Selain memasarkan jahenya ke Pasar Tanah Tinggi dan Pasar Kramat Jati, Asep juga menjual jahenya ke pengumpul bahan baku industri jamu yang terletak di Kecamatan Mande serta ke pasar lokal.
Direktur Sayuran dan Tanaman Obat, Moh Ismail Wahab, saat mengunjungi Kelompok Tani Cibodas menambahkan, “Komoditas jahe ini volume ekspornya apabila dirata – ratakan periode 2013 – 2018 meningkat 41 persen per tahun. Jadi sangat potensial untuk dibudidayakan. Data produksi nasionalnya juga menunjukkan peningkatan.”
Merujuk data BPS, produksi jahe 2017 sebesar 216 ribu ton sementara angka produksi sementara 2018 mencapai 434 ribu ton. Kenaikan ini menunjukkan gairah tanam petani untuk melirik komoditas ini.

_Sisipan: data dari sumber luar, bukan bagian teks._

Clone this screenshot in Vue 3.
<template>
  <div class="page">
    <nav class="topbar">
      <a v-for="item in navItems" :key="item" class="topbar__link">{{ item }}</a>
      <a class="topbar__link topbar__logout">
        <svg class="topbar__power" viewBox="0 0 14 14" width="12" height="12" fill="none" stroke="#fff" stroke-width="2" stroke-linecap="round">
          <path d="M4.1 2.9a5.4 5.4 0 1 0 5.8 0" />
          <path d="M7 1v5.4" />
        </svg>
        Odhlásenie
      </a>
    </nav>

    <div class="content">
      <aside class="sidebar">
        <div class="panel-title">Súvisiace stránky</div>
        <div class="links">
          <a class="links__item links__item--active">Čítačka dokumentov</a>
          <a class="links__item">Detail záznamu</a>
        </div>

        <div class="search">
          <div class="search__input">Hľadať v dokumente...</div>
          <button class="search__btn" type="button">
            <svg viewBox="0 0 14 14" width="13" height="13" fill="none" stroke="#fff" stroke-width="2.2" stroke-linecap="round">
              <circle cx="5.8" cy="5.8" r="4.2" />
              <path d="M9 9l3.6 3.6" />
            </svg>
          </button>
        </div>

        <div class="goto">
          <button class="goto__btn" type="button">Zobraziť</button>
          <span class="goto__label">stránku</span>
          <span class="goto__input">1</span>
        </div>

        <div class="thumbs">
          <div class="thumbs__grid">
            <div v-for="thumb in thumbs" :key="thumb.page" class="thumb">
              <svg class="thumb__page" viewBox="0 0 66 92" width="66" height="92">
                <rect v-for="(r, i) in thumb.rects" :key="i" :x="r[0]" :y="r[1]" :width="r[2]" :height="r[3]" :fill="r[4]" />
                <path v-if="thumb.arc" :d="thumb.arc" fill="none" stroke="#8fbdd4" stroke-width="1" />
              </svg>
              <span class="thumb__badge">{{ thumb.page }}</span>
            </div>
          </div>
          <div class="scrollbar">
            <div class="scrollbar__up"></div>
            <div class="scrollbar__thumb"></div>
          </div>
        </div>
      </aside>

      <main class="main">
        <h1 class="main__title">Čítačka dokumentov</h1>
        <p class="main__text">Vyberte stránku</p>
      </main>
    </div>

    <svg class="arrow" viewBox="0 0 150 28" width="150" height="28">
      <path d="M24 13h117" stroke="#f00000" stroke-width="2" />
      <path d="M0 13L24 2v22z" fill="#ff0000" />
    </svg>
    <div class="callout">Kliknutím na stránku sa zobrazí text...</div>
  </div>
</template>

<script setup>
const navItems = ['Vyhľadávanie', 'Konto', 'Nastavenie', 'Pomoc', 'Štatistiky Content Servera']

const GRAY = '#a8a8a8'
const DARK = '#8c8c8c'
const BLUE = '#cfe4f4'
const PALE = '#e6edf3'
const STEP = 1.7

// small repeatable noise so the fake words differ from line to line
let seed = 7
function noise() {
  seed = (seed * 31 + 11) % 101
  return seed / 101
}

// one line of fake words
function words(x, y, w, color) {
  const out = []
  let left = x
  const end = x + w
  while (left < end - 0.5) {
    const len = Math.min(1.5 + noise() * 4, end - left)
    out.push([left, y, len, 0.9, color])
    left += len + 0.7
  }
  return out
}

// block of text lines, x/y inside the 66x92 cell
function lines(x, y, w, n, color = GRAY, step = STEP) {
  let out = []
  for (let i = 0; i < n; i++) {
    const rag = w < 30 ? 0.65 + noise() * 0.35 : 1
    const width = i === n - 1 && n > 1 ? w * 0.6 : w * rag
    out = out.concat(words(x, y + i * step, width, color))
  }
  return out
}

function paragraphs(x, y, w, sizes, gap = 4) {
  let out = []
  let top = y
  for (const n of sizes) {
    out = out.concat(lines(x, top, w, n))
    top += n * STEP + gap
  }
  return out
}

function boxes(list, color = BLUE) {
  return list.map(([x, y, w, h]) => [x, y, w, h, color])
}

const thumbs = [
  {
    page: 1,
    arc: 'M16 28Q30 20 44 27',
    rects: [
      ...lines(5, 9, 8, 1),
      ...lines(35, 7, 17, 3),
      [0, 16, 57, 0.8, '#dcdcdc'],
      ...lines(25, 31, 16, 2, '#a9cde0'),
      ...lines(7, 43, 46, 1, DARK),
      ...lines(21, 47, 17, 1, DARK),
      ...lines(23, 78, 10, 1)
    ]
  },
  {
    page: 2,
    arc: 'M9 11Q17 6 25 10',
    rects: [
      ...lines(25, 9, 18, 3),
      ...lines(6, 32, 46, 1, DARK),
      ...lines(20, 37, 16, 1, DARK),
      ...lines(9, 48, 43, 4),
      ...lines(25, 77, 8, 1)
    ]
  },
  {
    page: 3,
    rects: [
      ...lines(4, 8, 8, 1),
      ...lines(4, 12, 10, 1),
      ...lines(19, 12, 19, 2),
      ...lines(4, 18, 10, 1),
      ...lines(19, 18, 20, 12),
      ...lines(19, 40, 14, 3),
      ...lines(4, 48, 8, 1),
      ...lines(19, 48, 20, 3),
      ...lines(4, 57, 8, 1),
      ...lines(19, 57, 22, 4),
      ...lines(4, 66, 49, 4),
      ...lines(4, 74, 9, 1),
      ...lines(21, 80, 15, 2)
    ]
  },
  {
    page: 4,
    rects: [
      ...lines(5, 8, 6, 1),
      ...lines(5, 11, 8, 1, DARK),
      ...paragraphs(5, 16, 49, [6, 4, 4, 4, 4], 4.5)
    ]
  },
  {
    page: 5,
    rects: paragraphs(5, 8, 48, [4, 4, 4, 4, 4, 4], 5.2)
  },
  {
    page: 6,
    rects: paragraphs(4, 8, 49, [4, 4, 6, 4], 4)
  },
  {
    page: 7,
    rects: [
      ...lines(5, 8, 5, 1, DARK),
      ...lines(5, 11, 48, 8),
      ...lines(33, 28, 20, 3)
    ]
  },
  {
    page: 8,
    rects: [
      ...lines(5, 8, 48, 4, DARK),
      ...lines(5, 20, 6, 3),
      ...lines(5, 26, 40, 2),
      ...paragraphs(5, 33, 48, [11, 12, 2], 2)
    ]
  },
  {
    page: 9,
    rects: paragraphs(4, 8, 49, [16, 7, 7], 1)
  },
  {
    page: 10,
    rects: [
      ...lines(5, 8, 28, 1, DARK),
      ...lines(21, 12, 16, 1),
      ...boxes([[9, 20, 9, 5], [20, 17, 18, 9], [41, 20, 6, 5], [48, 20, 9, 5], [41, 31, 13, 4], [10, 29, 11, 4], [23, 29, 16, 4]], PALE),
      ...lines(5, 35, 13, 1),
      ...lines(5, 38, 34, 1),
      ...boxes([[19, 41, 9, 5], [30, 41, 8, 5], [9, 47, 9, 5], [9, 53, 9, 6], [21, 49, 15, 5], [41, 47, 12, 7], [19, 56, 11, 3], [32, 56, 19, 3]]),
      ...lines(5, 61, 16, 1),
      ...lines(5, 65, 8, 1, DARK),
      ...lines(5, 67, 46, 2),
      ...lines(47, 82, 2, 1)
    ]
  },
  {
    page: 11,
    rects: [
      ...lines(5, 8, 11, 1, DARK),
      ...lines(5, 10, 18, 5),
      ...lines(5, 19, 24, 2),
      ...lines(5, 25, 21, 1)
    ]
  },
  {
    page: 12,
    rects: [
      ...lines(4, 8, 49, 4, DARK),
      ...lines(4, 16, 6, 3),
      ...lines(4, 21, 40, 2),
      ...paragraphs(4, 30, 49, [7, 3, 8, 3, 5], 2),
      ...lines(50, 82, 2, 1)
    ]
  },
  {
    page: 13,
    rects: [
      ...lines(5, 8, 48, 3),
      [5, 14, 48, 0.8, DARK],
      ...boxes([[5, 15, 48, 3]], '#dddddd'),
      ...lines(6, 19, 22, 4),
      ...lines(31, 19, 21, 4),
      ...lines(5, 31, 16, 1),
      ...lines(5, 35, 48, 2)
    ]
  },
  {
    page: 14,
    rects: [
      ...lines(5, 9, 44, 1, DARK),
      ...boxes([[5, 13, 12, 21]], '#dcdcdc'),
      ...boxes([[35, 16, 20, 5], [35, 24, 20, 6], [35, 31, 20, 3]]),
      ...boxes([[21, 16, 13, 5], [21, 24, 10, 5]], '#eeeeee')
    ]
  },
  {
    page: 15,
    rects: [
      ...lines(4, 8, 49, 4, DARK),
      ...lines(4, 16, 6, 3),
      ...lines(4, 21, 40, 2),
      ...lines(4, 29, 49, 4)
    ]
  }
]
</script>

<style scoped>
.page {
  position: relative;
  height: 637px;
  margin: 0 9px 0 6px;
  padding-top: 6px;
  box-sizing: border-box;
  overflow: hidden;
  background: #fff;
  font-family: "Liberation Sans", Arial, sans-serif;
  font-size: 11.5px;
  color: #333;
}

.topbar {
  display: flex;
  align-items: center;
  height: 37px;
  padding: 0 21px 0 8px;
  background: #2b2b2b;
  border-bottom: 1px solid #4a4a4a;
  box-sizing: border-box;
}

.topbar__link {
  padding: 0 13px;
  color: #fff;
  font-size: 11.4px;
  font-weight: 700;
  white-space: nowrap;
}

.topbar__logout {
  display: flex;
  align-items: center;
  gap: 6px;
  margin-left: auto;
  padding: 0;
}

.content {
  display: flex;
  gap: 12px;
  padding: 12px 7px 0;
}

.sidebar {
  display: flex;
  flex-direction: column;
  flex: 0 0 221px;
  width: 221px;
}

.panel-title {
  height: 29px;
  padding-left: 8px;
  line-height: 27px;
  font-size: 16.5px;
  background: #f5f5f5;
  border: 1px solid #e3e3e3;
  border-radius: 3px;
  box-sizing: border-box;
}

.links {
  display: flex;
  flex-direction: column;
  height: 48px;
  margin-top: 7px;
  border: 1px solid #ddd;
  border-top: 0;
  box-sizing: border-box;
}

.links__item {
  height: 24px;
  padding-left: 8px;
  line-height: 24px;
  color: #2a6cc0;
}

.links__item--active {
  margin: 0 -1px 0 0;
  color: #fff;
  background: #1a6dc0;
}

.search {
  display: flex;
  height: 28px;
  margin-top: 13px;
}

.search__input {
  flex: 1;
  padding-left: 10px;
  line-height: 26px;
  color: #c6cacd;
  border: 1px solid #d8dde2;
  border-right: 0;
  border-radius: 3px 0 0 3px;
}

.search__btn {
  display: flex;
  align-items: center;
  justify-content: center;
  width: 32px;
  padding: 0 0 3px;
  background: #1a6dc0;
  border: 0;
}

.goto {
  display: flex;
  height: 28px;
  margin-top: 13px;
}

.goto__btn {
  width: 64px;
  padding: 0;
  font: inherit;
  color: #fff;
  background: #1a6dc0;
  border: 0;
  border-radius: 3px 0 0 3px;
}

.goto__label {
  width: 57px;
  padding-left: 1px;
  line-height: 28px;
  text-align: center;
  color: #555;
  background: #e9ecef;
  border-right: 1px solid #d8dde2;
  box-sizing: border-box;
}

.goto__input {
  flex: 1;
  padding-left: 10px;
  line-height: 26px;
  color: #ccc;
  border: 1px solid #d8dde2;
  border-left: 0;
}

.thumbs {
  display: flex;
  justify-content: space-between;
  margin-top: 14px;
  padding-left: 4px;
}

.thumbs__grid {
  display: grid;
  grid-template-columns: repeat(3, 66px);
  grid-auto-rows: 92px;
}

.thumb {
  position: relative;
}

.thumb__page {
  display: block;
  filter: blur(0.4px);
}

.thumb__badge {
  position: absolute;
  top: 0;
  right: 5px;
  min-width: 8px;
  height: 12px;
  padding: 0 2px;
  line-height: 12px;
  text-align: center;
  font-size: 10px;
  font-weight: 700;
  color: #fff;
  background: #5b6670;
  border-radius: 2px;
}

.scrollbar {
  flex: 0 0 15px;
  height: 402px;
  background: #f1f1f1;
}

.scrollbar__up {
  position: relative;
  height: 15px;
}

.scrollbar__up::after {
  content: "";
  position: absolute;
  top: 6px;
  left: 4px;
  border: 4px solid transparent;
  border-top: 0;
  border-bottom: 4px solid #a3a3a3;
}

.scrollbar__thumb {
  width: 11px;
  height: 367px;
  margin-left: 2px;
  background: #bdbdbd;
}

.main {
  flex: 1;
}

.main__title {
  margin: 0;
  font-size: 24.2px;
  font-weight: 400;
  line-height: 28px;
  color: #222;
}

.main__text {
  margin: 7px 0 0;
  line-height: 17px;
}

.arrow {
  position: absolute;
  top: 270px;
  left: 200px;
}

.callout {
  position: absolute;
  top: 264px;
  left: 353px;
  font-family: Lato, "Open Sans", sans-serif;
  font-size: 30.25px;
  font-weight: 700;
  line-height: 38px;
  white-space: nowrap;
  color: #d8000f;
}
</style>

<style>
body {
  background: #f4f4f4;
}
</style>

Pada 2019 ini Kementerian Pertanian memberikan bantuan kawasan jahe seluas 290 hektare. Seluas 15 hektare di antaranya dialokasikan di Kabupaten Cianjur, “Semoga petani dapat terus semangat berbudi daya jahe yang berkualitas,” tambah Ismail.
Semangat petani jahe Cianjur juga meningkat sejalan dengan intensifnya dukungan dan pendampingan dari Dinas Pertanian Kabupaten Cianjur dan jajarannya.
“Saya sampaikan pesan ke semua pembudidaya jahe Kabupaten Cianjur, teruskan jangan pernah berhenti” ujar Agan, Kasie Sayuran dan Tanaman Obat Dinas Pertanian Kabupaten Cianjur, “Rata – rata luas tanam jahe di Kabupaten Cianjur mencapai 1.372 hektare per tahun, tersebar di beberapa kecamatan termasuk Kecamatan Mande salah satunya.”
Melihat semangat para petani, Ismail meyakinkan, “Menanam jahe tidak pernah rugi. Ini bisa menjadi semangat kepada teman-teman semua petani menanam jahe khususnya serta tanaman obat pada umumnya. Apalagi ditanam di luar musim sehingga dapat menjaga kestabilan ketersediaan jahe sepanjang waktu. Sukses jahe, yes!”